======== Data ========

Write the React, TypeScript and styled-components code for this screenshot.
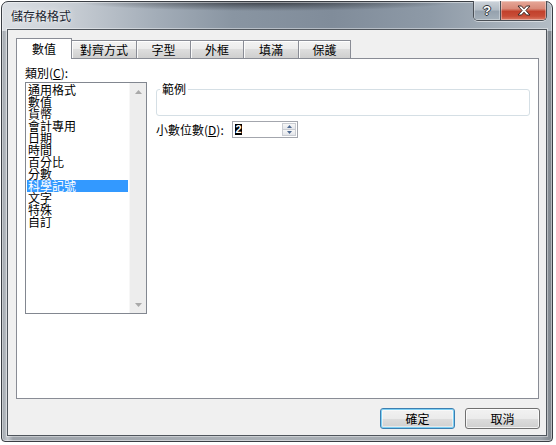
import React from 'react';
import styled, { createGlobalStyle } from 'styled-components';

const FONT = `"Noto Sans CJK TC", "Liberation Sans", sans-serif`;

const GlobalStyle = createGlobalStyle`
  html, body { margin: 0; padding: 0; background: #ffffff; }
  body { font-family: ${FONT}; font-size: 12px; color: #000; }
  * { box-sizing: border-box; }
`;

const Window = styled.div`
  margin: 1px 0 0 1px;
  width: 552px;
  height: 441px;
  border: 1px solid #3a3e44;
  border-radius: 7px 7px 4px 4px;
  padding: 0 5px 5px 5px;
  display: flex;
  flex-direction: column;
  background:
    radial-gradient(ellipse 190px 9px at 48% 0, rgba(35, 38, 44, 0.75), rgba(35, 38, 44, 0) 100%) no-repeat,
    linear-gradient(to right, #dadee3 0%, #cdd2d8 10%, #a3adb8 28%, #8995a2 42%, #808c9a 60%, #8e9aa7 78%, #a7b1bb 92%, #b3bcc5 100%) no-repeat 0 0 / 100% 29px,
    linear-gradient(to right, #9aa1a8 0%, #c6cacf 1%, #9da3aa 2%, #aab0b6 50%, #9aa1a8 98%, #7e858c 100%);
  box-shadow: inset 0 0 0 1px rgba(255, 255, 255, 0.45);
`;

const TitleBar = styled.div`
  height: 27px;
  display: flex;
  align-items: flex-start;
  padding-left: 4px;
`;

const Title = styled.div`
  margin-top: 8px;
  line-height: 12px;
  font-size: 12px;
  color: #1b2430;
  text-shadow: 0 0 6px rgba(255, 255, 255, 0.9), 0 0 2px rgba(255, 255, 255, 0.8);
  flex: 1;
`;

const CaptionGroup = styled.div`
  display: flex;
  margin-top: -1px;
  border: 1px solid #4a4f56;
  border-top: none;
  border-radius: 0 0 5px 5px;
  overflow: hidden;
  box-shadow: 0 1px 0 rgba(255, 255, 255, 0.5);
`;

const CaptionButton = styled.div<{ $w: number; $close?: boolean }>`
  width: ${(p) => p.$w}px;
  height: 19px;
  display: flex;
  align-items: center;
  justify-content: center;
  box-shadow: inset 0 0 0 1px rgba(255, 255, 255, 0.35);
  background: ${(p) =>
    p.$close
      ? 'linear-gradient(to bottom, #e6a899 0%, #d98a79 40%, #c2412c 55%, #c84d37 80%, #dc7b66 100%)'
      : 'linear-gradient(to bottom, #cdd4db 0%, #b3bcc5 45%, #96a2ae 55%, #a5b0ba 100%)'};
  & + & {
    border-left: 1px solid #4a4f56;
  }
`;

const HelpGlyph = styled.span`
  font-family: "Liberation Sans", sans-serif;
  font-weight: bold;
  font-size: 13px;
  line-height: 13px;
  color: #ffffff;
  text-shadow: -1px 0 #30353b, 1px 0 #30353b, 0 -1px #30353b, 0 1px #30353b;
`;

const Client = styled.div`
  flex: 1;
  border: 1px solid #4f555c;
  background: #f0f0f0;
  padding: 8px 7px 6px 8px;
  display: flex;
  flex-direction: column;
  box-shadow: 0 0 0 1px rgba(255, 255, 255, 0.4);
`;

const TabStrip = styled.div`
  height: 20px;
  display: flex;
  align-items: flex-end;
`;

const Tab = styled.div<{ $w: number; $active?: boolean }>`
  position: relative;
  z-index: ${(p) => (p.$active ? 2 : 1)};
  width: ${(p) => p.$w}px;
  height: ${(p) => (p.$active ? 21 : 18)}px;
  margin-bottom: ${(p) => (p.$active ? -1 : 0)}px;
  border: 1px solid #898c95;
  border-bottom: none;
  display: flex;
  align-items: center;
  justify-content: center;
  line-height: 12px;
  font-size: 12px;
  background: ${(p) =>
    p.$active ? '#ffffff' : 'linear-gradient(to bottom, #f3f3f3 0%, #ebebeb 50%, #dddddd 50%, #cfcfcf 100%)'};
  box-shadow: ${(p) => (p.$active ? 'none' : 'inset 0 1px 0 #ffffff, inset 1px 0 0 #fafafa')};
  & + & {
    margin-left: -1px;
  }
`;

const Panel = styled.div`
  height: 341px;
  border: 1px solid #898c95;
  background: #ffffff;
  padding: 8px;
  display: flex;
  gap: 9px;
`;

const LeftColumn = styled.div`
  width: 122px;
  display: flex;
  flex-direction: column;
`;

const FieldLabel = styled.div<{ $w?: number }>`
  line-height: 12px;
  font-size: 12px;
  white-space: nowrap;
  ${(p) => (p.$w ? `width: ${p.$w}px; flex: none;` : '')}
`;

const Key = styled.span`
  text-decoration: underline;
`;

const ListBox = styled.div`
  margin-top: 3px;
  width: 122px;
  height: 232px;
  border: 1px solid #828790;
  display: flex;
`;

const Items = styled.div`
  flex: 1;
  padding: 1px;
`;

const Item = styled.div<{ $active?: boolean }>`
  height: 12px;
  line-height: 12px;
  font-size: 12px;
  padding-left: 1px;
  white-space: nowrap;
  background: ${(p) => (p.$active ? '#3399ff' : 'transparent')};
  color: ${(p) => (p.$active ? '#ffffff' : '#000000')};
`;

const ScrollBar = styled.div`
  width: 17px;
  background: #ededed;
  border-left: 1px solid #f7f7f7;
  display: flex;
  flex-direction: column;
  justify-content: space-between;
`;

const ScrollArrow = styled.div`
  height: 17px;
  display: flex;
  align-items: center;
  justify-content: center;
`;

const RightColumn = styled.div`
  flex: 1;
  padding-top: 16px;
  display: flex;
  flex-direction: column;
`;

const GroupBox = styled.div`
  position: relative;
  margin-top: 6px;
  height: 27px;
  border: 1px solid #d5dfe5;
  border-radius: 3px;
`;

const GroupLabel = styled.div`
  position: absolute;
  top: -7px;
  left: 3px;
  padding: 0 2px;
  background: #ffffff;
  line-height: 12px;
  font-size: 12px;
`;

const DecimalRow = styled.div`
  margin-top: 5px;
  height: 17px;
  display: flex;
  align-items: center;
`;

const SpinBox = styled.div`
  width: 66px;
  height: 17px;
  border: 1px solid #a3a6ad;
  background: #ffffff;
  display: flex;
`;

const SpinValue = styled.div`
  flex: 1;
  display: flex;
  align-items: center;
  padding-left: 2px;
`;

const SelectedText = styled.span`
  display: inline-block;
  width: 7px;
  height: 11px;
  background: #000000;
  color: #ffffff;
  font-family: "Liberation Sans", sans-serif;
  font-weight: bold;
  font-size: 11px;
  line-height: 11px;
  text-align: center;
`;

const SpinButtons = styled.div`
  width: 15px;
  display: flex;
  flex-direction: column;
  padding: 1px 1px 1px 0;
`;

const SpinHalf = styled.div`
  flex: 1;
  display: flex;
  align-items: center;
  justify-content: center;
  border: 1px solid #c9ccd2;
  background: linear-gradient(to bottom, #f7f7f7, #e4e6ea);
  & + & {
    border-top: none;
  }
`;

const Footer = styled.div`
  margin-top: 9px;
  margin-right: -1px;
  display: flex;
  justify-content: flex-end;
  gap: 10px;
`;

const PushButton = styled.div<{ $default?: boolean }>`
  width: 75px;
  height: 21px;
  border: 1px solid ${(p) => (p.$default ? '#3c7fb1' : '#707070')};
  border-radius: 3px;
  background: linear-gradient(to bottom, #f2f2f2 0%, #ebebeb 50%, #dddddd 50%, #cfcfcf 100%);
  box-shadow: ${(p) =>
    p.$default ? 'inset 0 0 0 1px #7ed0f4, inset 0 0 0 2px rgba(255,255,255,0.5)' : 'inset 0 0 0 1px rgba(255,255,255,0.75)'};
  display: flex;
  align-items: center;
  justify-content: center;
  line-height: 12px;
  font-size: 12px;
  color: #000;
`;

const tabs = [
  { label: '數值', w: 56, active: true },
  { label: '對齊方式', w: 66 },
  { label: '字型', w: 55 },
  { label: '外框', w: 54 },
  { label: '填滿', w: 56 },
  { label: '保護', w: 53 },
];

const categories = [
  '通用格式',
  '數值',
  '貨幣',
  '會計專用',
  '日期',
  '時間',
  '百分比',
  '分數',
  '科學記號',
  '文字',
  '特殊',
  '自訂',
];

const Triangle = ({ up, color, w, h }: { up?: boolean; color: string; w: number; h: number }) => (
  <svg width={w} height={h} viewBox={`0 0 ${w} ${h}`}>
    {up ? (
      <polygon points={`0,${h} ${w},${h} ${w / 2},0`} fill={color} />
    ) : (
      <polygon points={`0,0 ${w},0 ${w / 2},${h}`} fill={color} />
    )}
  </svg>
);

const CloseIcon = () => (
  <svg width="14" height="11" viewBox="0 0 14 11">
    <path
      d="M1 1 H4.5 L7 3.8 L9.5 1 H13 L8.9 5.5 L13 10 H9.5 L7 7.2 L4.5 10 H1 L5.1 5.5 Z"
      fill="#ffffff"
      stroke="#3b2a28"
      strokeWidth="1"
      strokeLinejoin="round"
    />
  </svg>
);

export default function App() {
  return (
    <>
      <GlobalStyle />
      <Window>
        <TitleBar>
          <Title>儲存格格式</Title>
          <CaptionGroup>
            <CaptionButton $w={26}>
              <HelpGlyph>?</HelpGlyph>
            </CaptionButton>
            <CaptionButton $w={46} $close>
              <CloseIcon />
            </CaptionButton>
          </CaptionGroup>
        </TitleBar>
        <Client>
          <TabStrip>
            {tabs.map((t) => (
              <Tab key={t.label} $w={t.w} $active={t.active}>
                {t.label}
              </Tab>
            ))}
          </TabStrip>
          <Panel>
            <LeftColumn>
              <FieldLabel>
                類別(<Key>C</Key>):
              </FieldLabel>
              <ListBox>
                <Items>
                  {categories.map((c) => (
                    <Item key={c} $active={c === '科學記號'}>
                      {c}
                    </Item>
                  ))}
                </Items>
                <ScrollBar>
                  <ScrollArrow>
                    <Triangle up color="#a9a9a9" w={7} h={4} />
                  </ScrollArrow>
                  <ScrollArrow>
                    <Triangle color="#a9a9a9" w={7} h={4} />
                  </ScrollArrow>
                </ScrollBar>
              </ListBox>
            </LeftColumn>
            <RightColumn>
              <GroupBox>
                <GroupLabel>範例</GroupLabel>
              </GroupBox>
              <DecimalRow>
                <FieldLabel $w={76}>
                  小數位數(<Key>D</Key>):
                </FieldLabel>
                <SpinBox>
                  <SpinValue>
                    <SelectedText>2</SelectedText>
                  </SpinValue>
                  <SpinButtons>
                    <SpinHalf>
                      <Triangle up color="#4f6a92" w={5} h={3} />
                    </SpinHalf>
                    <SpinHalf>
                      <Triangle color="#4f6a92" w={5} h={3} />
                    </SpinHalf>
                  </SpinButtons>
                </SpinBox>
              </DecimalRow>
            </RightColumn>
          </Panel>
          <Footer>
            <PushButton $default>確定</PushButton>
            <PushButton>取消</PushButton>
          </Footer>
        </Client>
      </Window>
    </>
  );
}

========

Work instructions>
From the listing, copy every line where the string "React" appears.

Expected output>
Write the React, TypeScript and styled-components code for this screenshot.
import React from 'react';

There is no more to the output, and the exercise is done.